WHAT YOU HAVE TO DO
Copy each line of the material below that includes the string "React".

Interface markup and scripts
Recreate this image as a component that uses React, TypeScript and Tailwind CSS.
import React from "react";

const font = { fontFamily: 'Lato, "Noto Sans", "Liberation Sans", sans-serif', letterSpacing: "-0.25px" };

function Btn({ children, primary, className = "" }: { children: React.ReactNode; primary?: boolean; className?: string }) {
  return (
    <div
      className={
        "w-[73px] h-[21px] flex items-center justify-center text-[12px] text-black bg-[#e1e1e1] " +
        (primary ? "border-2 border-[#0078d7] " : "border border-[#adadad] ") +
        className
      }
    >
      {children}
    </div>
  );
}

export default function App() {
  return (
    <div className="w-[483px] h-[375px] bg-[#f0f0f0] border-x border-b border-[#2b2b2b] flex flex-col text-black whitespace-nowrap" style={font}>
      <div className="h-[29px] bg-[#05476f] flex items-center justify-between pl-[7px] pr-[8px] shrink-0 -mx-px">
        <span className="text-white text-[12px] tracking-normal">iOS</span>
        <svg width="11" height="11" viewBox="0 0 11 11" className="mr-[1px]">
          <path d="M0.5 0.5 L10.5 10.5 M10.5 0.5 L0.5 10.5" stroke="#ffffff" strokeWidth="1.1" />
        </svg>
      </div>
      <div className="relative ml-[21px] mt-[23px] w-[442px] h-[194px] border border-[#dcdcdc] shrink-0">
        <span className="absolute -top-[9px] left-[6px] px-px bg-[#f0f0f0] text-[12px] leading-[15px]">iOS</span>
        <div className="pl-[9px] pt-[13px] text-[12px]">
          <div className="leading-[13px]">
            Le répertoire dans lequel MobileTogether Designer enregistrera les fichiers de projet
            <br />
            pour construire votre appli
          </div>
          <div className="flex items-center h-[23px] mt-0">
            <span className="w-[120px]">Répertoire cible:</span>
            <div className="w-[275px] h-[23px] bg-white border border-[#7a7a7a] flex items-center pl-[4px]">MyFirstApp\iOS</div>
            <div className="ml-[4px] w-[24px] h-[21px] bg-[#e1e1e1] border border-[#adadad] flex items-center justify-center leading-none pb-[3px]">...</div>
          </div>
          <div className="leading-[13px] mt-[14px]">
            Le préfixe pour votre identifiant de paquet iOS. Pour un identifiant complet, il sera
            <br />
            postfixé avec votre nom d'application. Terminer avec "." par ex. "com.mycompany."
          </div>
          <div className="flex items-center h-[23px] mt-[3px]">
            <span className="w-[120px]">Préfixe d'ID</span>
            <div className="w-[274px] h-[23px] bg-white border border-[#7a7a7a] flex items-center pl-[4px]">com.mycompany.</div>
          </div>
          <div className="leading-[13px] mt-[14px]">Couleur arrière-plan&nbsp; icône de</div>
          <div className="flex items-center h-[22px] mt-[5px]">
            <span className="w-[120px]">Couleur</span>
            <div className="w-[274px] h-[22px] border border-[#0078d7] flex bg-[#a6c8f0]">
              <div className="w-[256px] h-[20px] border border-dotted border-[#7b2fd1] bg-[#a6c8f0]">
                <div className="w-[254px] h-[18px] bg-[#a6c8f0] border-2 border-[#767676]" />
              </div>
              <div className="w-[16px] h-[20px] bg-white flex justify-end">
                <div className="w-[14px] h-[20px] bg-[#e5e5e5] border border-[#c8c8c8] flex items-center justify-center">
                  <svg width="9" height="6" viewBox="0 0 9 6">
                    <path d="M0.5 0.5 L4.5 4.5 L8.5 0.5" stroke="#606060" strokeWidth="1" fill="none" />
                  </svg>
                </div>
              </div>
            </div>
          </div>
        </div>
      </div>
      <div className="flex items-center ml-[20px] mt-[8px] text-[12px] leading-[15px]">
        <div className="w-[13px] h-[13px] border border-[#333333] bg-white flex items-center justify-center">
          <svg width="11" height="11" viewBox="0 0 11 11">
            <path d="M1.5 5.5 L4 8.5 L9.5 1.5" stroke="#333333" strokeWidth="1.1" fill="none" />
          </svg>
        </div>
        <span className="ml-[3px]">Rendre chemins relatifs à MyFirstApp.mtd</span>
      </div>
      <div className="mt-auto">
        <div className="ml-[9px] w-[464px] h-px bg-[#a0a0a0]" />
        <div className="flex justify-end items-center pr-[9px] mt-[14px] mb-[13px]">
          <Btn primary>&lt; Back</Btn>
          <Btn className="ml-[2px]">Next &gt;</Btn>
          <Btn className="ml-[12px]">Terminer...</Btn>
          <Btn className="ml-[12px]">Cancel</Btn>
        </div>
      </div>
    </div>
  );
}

--

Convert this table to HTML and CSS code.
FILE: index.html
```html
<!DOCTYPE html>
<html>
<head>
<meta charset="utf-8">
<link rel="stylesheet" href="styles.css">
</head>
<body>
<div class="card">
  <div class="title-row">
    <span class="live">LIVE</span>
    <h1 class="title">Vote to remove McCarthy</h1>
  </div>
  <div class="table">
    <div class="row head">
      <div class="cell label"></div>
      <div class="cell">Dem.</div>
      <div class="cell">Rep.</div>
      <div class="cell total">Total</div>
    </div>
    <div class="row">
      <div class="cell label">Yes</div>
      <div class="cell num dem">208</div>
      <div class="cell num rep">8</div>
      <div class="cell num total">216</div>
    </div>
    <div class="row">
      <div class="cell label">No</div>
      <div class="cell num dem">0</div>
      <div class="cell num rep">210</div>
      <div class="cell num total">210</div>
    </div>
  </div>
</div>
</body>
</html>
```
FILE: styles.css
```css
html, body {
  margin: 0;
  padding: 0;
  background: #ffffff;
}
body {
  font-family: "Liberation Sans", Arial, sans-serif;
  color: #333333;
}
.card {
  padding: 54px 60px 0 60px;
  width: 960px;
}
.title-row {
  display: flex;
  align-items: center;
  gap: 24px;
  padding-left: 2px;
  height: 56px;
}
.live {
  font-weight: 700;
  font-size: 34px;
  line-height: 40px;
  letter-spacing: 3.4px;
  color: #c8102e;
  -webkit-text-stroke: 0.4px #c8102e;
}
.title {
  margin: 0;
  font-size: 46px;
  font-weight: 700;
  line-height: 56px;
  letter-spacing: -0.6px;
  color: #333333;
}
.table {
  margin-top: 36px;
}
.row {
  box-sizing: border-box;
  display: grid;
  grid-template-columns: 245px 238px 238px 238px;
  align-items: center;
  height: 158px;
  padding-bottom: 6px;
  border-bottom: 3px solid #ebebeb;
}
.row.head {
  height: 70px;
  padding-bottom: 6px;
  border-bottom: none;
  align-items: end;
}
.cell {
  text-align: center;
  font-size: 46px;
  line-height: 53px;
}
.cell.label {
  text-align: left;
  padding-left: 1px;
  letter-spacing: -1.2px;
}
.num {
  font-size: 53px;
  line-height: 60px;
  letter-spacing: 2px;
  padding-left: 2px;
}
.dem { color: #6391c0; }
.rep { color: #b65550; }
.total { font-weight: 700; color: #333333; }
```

--

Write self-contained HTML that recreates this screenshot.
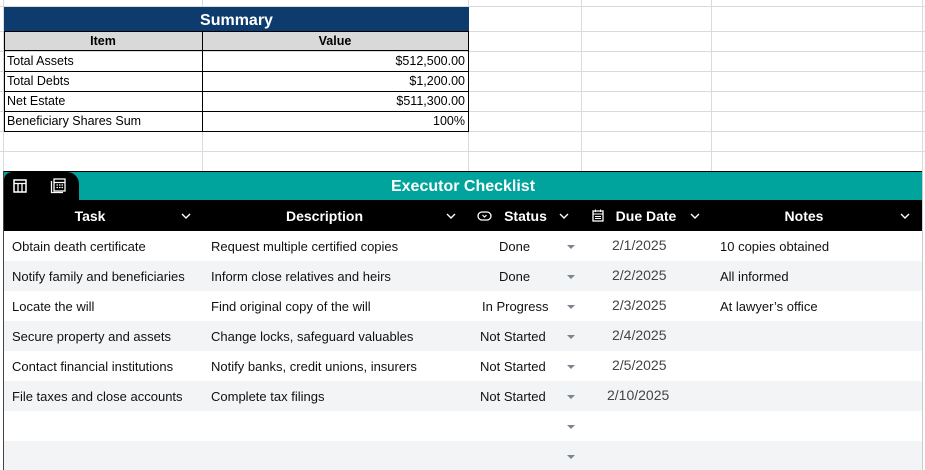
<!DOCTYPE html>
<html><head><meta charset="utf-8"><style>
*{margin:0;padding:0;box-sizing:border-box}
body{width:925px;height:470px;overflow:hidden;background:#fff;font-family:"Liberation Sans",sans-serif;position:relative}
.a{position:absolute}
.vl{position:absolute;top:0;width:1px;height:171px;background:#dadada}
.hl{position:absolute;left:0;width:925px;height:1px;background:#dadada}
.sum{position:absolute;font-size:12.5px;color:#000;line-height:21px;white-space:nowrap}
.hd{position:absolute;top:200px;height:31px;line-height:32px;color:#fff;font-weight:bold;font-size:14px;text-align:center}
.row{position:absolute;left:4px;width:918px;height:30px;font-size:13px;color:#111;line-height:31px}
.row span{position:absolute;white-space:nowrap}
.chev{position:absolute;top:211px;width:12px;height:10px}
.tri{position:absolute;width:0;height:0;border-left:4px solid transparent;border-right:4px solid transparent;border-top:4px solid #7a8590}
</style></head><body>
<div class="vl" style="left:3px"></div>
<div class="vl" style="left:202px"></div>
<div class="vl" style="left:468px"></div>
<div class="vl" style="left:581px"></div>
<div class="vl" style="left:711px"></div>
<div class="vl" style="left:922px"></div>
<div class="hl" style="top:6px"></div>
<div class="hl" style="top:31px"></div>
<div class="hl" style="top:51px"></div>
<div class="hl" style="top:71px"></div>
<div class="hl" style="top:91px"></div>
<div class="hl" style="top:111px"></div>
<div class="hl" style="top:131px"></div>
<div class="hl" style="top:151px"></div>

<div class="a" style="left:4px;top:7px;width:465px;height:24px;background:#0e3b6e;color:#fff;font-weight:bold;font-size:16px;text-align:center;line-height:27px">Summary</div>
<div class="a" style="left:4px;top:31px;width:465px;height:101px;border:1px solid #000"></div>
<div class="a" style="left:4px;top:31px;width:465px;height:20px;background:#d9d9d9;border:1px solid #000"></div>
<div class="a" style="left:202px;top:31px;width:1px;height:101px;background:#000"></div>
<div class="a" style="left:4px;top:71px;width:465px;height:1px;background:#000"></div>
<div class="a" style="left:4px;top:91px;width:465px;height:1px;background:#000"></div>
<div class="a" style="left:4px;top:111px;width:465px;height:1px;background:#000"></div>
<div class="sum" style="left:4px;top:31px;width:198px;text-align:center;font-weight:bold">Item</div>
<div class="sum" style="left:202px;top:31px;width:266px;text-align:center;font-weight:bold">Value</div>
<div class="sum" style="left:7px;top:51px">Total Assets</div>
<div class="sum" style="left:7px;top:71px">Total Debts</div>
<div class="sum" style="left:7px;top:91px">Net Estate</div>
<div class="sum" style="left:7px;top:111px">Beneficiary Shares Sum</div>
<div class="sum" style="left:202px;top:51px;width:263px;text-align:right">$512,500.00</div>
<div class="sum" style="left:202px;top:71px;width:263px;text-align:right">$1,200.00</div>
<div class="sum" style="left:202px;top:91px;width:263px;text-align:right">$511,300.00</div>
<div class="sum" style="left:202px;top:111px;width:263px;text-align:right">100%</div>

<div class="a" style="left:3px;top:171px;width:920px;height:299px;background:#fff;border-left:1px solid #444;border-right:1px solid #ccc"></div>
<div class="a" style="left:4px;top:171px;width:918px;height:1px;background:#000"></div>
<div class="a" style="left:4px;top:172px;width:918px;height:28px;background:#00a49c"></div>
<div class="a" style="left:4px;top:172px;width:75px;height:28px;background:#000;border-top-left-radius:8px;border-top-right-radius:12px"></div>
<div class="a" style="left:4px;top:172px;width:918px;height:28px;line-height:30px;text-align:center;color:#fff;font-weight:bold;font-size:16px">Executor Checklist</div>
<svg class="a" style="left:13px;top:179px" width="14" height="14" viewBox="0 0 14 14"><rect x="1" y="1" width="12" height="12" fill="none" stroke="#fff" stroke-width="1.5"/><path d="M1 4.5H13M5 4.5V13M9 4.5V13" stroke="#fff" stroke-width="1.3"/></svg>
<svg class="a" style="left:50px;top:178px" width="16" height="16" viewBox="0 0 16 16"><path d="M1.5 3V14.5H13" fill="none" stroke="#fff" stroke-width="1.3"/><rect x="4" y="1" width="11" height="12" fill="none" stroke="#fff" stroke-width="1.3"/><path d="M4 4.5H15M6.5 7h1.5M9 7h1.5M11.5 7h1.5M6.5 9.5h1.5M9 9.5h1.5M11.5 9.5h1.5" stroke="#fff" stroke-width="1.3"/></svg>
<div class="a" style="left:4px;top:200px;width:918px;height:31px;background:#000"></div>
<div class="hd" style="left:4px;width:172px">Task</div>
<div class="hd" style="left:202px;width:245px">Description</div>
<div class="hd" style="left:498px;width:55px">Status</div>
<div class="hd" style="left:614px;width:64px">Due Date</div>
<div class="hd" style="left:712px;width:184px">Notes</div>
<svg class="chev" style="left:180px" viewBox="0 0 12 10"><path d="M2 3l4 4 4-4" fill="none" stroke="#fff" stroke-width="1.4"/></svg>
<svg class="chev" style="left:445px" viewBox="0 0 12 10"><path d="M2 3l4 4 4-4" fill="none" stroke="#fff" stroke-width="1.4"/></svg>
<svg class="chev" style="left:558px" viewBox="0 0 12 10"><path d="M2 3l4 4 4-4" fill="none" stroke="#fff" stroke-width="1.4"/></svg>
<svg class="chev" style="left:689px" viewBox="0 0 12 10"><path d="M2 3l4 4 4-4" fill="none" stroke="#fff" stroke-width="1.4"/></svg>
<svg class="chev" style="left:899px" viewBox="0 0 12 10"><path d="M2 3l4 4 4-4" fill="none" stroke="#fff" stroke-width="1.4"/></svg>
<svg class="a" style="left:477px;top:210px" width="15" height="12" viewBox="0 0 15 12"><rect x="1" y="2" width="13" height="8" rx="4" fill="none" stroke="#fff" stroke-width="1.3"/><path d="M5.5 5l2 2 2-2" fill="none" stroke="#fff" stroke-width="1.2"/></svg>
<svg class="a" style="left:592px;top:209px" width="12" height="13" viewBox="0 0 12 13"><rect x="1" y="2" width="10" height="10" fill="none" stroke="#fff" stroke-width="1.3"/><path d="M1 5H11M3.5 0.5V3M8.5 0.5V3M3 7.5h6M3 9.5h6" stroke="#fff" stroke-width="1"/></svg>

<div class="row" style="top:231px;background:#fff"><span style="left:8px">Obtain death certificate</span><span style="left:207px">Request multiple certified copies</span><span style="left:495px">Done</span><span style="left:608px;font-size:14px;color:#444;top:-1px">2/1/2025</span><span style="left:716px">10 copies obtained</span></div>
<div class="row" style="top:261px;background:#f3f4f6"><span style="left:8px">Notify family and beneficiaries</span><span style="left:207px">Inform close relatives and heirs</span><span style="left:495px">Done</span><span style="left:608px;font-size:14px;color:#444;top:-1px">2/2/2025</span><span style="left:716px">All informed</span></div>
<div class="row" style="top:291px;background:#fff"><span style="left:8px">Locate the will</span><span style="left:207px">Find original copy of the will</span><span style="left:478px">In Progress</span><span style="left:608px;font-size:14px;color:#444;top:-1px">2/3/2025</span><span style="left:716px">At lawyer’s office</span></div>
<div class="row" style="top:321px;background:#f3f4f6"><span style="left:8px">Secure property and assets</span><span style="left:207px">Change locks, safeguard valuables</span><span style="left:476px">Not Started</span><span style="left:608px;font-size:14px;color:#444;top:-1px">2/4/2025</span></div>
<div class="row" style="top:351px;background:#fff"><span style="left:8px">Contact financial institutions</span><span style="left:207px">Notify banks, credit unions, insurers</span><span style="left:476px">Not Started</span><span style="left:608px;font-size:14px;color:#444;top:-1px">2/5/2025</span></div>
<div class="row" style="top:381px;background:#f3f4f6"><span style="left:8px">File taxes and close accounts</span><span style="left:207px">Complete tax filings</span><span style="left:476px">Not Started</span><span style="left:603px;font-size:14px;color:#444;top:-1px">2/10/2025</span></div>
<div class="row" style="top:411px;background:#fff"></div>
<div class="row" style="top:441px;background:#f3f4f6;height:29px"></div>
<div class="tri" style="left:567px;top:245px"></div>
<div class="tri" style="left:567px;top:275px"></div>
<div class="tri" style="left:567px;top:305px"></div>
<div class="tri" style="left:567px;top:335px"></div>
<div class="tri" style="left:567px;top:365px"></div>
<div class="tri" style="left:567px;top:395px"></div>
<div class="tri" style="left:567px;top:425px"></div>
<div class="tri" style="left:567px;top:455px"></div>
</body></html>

ANSWER TO THIS TASK
Recreate this image as a component that uses React, TypeScript and Tailwind CSS.
import React from "react";
function Btn({ children, primary, className = "" }: { children: React.ReactNode; primary?: boolean; className?: string }) {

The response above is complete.